The modern culture system does a really good job of creating pull people - those who were beaten so deeply into fear by school, TV, parents, religion, etc. that they rather just be told what to do. They are the machines that keep the system running. The ones who wake up, go to work, go shopping, watch TV, go to bed, and do it again.
Some of these people become alcoholics, partiers, drug addicts, gamblers, whatever is needed to forget about what life could really be like.
This was me in my 20s, too scared to do anything for myself - thinking I was living because I went out all the time and traveled to NYC and LA to party with people there.
And then something shifted. I had this experience of finding something important to tell the world that was much greater than myself. I woke up to a new set of options. I beat the unconscious fear. Through many new practices, I slayed the dragon, awakening deeper connection to my own power to choose from more than what was offered on the menu.
Or so I thought.
What has started to become clear to me now is that in my life lately, it’s mostly push. I come up with plans, I don’t check with anyone about them, and I don’t want to wait for anyone to approve. I just have a big GO for whatever I come up with. For the past 4yrs I’ve been telling myself this story that this is what sovereignty means. In an American mind, that all sounds great. It’s exactly what capitalism is all about - do more, create more, GO, GO, GO!
What I thought was me breaking out of the system was just me playing a different position on the same team - like going from a lineman to a quarterback.
Then, an exercise came into my life that finally showed me what was going on.
In a training space, I stood face-to-face with a man about my same height and weight. The exercise was about conscious anger. We were instructed to put our hands on each other’s shoulders. The only instruction we were given was to use our anger energy to push against each other. I thought to myself, “I’ll finally get the chance to express all of this anger I’ve been feeling about the terrible break up I’m going through”.
The trainers gave us the GO and I fucking went! I pushed this man all the way to the end of the room. I had so much RAGE in me that I was basically horizontal as I pushed. Eventually they yelled STOP and asked, “why are you fighting with your partner? They are your partner. If you push this hard, your partner will withdraw, and you will fall.”
I collapsed to my knees. I finally saw it. I wept deeply as this new realization entered every cell of my being.
I’ve been pushing so hard on the world that if anyone withdraws, I’ll just fall on my face. And somebody did withdraw. Not just anyone, the most important person in my life - the greatest love of my life. She left because I was too much push. I landed flat on my face. For over a month I’ve been devastated, defeated, confused, lost.
Now, I can see that I gave my center completely away to her. I relied on her. I was pushing all of me on her, which required her to push back in order for us to remain standing.

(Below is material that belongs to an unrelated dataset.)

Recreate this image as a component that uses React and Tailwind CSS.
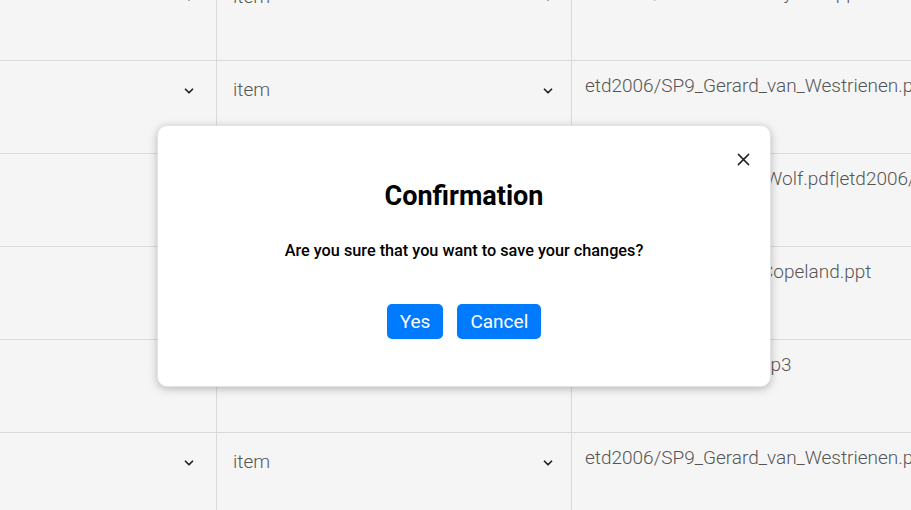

A useful push must come from your center. To go for something without being centered will end up in a personal disaster. Ironically, the process of learning that required a few face plants to really get it.
Face planting sent me back into a pull energy for a while. For the past month, I was seriously doubting myself again. I lost so much confidence. I’d been questioning everything.
Now, I am still on the ground, but my face is no longer in the mud. I’m not over what happened, but I’m able to see what I need more clearly and to communicate it in a different way. I’ve moved out of the doubt. I’m now on my knees regaining my structure and reestablishing my center.